Deste modo, para além da declaração da extinção da lide quanto à declaração de inutilidade da apreciação do pedido de anulação das liquidações impugnadas, deve também a requerida ser condenado no pedido de restituição do imposto pago, bem como no pedido de esta restituição ser acrescida do pagamento de juros indemnizatórios.

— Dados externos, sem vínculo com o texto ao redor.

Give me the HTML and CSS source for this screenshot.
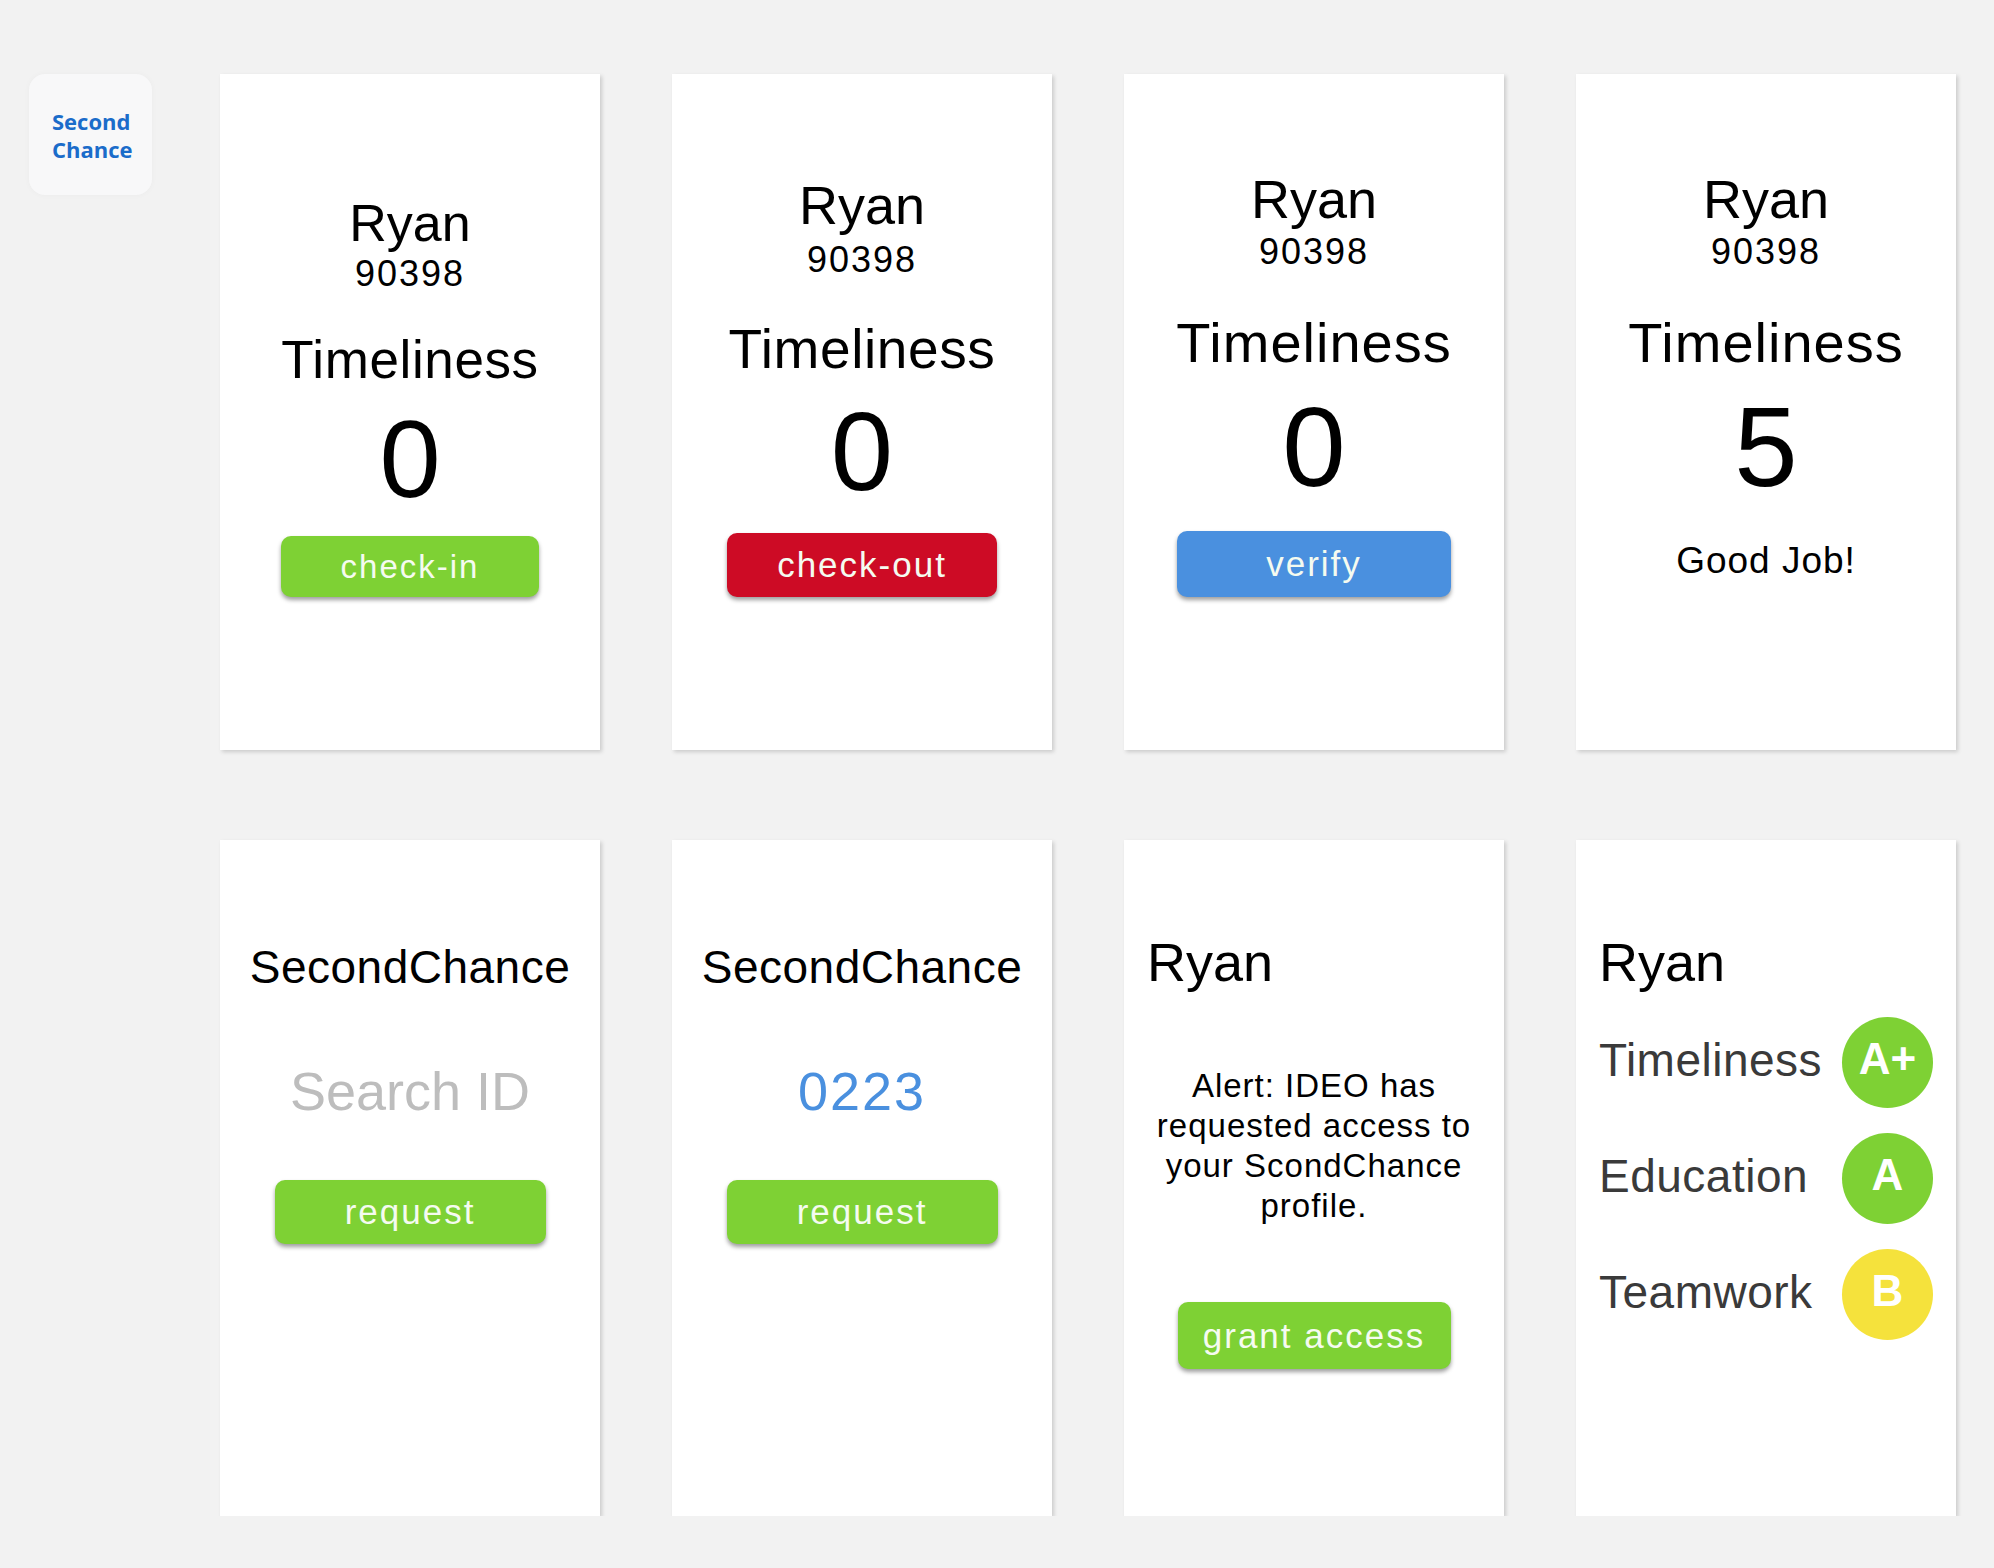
FILE: index.html
```html
<!DOCTYPE html>
<html lang="en">
<head>
    <meta charset="UTF-8">
    <title>SecondChance screens</title>
    <link rel="stylesheet" href="styles.css">
</head>

<body>
    <div class="page">
        <div class="logo">
            <span>Second</span>
            <span>Chance</span>
        </div>

        <div class="grid">
            <!-- row 1: timeliness flow -->
            <div class="card card-a">
                <div class="name">Ryan</div>
                <div class="id">90398</div>
                <div class="metric">Timeliness</div>
                <div class="score">0</div>
                <div class="btn green">check-in</div>
            </div>

            <div class="card card-b">
                <div class="name">Ryan</div>
                <div class="id">90398</div>
                <div class="metric">Timeliness</div>
                <div class="score">0</div>
                <div class="btn red">check-out</div>
            </div>

            <div class="card">
                <div class="name">Ryan</div>
                <div class="id">90398</div>
                <div class="metric">Timeliness</div>
                <div class="score">0</div>
                <div class="btn blue">verify</div>
            </div>

            <div class="card">
                <div class="name">Ryan</div>
                <div class="id">90398</div>
                <div class="metric">Timeliness</div>
                <div class="score">5</div>
                <div class="note">Good Job!</div>
            </div>

            <!-- row 2: employer search / profile -->
            <div class="card card-search">
                <div class="title">SecondChance</div>
                <div class="field">Search ID</div>
                <div class="btn green">request</div>
            </div>

            <div class="card card-search">
                <div class="title">SecondChance</div>
                <div class="field filled">0223</div>
                <div class="btn green">request</div>
            </div>

            <div class="card card-alert">
                <div class="name">Ryan</div>
                <div class="alert">Alert: IDEO has<br>requested access to<br>your ScondChance<br>profile.</div>
                <div class="btn green">grant access</div>
            </div>

            <div class="card card-grades">
                <div class="name">Ryan</div>
                <div class="grades">
                    <div class="grade">
                        <span class="grade-label">Timeliness</span>
                        <span class="badge badge-a">A+</span>
                    </div>
                    <div class="grade">
                        <span class="grade-label">Education</span>
                        <span class="badge badge-a">A</span>
                    </div>
                    <div class="grade">
                        <span class="grade-label">Teamwork</span>
                        <span class="badge badge-b">B</span>
                    </div>
                </div>
            </div>
        </div>
    </div>
</body>

</html>
```

FILE: styles.css
```css
* {
    box-sizing: border-box;
}

body {
    margin: 0;
    background: #f2f2f2;
    font-family: "Liberation Sans", Arial, sans-serif;
    color: #000;
}

.page {
    display: flex;
    align-items: flex-start;
    gap: 68px;
    padding: 74px 0 0 29px;
}

.logo {
    width: 123px;
    height: 121px;
    border-radius: 16px;
    background: #f8f8f9;
    box-shadow: 0 0 6px rgba(0, 0, 0, 0.03);
    display: flex;
    flex-direction: column;
    justify-content: center;
    padding-left: 23px;
    font-family: "Open Sans", sans-serif;
    font-weight: 700;
    font-size: 22px;
    line-height: 28px;
    color: #1b6cca;
}

.grid {
    display: grid;
    grid-template-columns: repeat(4, 380px);
    grid-auto-rows: 676px;
    gap: 90px 72px;
}

.card {
    background: #fff;
    box-shadow: 2px 2px 4px rgba(0, 0, 0, 0.16);
    display: flex;
    flex-direction: column;
    align-items: center;
    padding-top: 98px;
}

.name {
    font-size: 54px;
    line-height: 1;
}

.id {
    font-size: 36px;
    line-height: 1;
    letter-spacing: 2px;
    margin-top: 8px;
}

.metric {
    font-size: 56px;
    line-height: 1;
    letter-spacing: 1px;
    margin-top: 45px;
}

.score {
    font-size: 114px;
    line-height: 1;
    margin-top: 19px;
}

.note {
    font-size: 37px;
    line-height: 1;
    letter-spacing: 1px;
    margin-top: 38px;
}

.btn {
    margin-top: 27px;
    width: 274px;
    height: 66px;
    line-height: 66px;
    border-radius: 10px;
    color: #f5fbf0;
    font-size: 35px;
    letter-spacing: 2px;
    text-align: center;
    box-shadow: 0 3px 4px rgba(0, 0, 0, 0.38);
}

.green {
    background: #7ed134;
}

.red {
    background: #cd0b25;
}

.blue {
    background: #4a90df;
}

/* first two shots were taken at a slightly different scale */
.card-a {
    padding-top: 123px;
}

.card-a .name {
    font-size: 52px;
}

.card-a .id {
    margin-top: 7px;
}

.card-a .metric {
    font-size: 53px;
    letter-spacing: 0.6px;
    margin-top: 41px;
}

.card-a .score {
    font-size: 110px;
    margin-top: 18px;
}

.card-a .btn {
    width: 258px;
    height: 61px;
    line-height: 61px;
    font-size: 33px;
    margin-top: 22px;
}

.card-b {
    padding-top: 104px;
}

.card-b .id {
    margin-top: 10px;
}

.card-b .metric {
    font-size: 55px;
    letter-spacing: 0.6px;
    margin-top: 44px;
}

.card-b .score {
    font-size: 112px;
}

.card-b .btn {
    width: 270px;
    height: 64px;
    line-height: 64px;
    margin-top: 25px;
}

/* search screens */
.card-search {
    padding-top: 104px;
}

.title {
    font-size: 46px;
    line-height: 1;
    letter-spacing: 0.5px;
}

.field {
    font-size: 54px;
    line-height: 1;
    margin-top: 74px;
    color: #bdbdbd;
}

.field.filled {
    color: #4a90df;
    letter-spacing: 2px;
}

.card-search .btn {
    width: 271px;
    height: 64px;
    line-height: 64px;
    margin-top: 62px;
}

/* alert screen */
.card-alert {
    padding: 95px 23px 0;
}

.card-alert .name {
    align-self: flex-start;
}

.alert {
    margin-top: 77px;
    font-size: 33px;
    line-height: 40px;
    letter-spacing: 1px;
    text-align: center;
}

.card-alert .btn {
    width: 273px;
    height: 67px;
    line-height: 67px;
    margin-top: 76px;
}

/* grades screen */
.card-grades {
    align-items: stretch;
    padding: 95px 23px 0;
}

.grades {
    margin-top: 28px;
    display: flex;
    flex-direction: column;
    gap: 25px;
}

.grade {
    display: flex;
    align-items: center;
    justify-content: space-between;
}

.grade-label {
    font-size: 46px;
    line-height: 1;
    letter-spacing: 0.5px;
    color: #3a3a3a;
    padding-bottom: 6px;
}

.badge {
    width: 91px;
    height: 91px;
    border-radius: 50%;
    display: flex;
    align-items: center;
    justify-content: center;
    padding-bottom: 8px;
    color: #fff;
    font-weight: bold;
    font-size: 44px;
    line-height: 1;
}

.badge-a {
    background: #7ed134;
}

.badge-b {
    background: #f5e23c;
}
```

No que concerne às custas, importa ponderar que, por força do disposto no artigo 536º, nºs 3 e 4 do Código de Processo Civil, nos casos previstos em que não ocorra uma alteração das circunstâncias não imputável às partes, a responsabilidade pelas custas, decorrente da extinção da instância por impossibilidade ou inutilidade superveniente da lide, ficará a cargo do réu ou requerido, quando esta decorra da satisfação voluntária, por parte deste, da pretensão do autor ou requerente, como é o caso presente.

 

5. Decisão

        Nestes termos, decide-se julgar extinto o presente processo arbitral por inutilidade superveniente da lide, face ao acto de revogação pela requerida dos actos tributários nele impugnados, condenando-se a requerida no pedido de restituição do imposto suportado pela requerente, bem como no pedido de esta restituição ser acrescida do pagamento de juros indemnizatórios.

 

6. Valor do processo

          De harmonia com o disposto no artigo 306.º, n.º 2, do CPC e 97.º-A, n.º 1, alínea a), do CPPT e 3.º, n.º 2, do Regulamento de Custas nos Processos de Arbitragem Tributária fixa-se ao processo o valor de € 51.971,78, indicado pela Requerente.

 

 

7. Custas

          Nos termos do artigo 22.º, n.º 4, do RJAT, fixa-se o montante total das custas a pagar em € 2.142,00, nos termos da Tabela I anexa ao Regulamento de Custas nos Processos de Arbitragem Tributária, a cargo da requerida.

 

Lisboa, 24-06-2024

O Árbitro

 

(José Joaquim Monteiro Sampaio e Nora)

 

Texto elaborado com a ortografia anterior ao Acordo Ortográfico de 1990.